> _Your task_:
Count how many lines of the material contain the string "styles", then give that number and nothing more.

> _Material provided_:
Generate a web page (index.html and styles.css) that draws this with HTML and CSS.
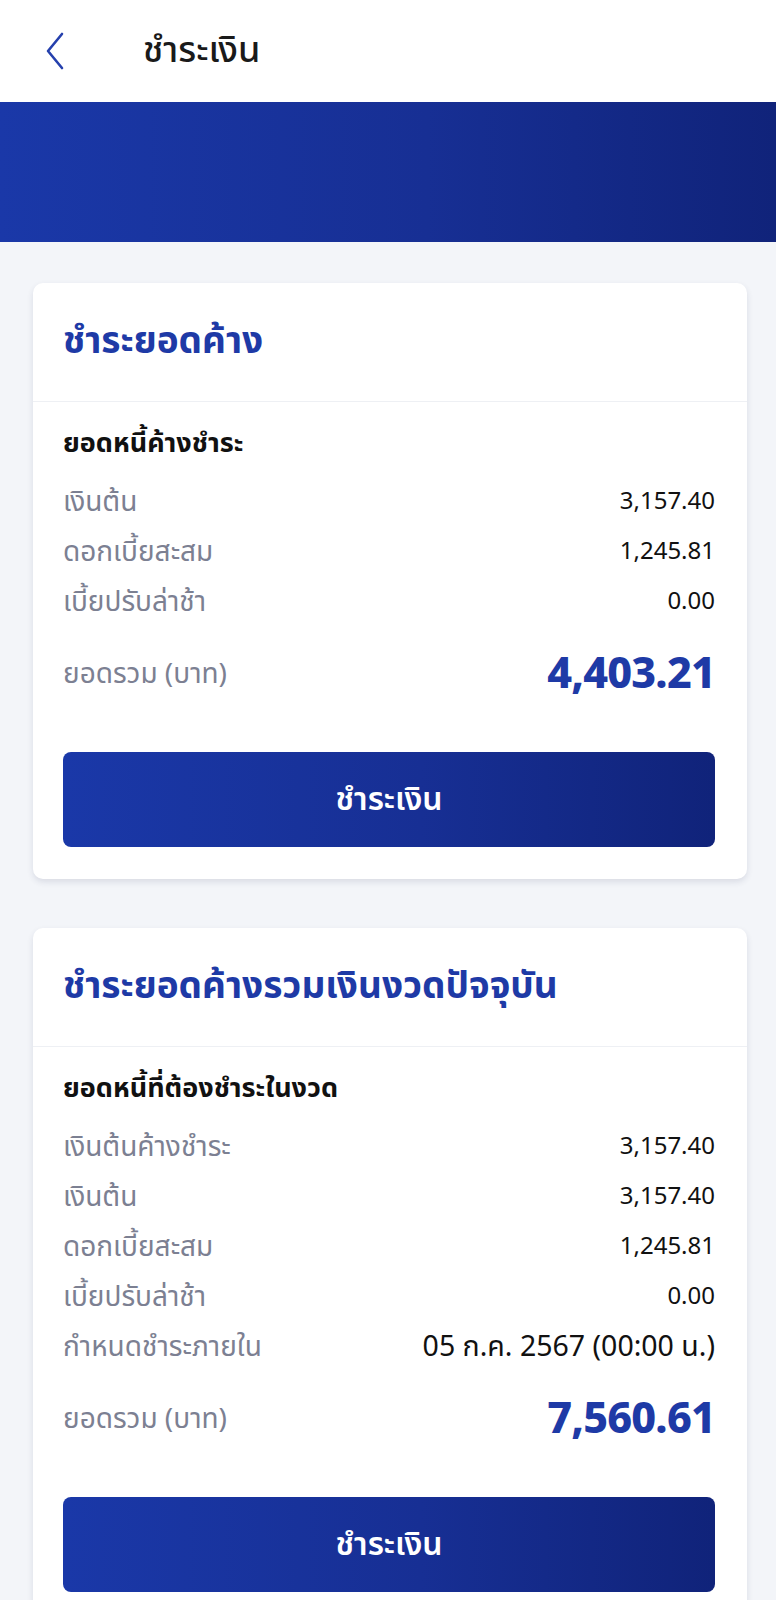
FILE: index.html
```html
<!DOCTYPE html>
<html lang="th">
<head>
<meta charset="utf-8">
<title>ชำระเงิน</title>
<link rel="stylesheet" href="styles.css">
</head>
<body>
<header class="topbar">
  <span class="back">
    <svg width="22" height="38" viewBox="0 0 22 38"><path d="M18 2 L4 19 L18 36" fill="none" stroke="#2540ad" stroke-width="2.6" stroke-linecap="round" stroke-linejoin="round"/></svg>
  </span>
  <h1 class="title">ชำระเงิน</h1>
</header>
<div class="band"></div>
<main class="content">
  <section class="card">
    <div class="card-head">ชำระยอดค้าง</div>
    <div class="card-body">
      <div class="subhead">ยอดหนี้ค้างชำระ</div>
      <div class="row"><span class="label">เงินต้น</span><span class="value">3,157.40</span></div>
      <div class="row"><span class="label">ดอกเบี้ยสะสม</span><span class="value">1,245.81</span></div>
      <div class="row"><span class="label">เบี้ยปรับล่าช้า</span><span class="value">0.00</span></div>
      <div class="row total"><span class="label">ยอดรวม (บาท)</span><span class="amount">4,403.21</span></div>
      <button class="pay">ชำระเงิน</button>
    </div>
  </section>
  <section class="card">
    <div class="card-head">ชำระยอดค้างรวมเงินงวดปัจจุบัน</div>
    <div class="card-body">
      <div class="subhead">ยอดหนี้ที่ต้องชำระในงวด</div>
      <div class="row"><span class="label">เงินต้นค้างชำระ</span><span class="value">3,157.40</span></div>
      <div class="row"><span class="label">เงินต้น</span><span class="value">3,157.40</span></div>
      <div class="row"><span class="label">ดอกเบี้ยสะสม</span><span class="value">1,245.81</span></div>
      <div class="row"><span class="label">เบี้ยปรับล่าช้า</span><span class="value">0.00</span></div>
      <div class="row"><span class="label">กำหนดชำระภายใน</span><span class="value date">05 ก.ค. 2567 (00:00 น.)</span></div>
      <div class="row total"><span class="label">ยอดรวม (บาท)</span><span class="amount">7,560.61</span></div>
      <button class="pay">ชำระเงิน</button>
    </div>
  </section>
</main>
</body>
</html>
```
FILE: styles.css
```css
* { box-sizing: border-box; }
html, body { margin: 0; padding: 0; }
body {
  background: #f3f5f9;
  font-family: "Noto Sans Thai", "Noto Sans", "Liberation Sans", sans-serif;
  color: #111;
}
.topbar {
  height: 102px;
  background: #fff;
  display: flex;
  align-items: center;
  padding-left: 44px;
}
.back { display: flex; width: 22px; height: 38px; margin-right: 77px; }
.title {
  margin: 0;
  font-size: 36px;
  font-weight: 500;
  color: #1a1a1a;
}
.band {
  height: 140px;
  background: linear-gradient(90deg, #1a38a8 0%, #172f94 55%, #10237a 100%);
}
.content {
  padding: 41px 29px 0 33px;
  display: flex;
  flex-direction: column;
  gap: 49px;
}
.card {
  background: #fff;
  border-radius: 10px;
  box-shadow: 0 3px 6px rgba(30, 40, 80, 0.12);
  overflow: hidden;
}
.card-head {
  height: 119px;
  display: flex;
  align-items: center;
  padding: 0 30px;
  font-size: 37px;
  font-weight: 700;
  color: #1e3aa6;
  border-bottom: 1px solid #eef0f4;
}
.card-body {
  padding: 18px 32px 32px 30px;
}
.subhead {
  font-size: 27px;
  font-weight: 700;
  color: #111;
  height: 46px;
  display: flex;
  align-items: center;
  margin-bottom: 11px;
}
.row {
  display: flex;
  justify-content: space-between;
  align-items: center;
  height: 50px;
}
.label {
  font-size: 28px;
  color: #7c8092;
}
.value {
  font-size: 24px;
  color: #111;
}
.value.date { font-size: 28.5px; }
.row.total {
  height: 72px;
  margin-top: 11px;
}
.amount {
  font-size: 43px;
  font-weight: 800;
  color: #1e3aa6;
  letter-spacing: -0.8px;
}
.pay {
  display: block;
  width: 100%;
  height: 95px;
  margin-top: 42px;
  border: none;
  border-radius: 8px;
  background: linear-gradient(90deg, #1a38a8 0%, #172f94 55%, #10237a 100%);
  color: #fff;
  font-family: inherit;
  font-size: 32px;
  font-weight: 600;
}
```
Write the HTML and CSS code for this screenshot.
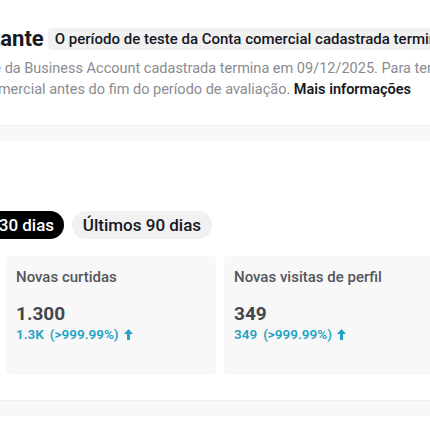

> _Response to this task_:
3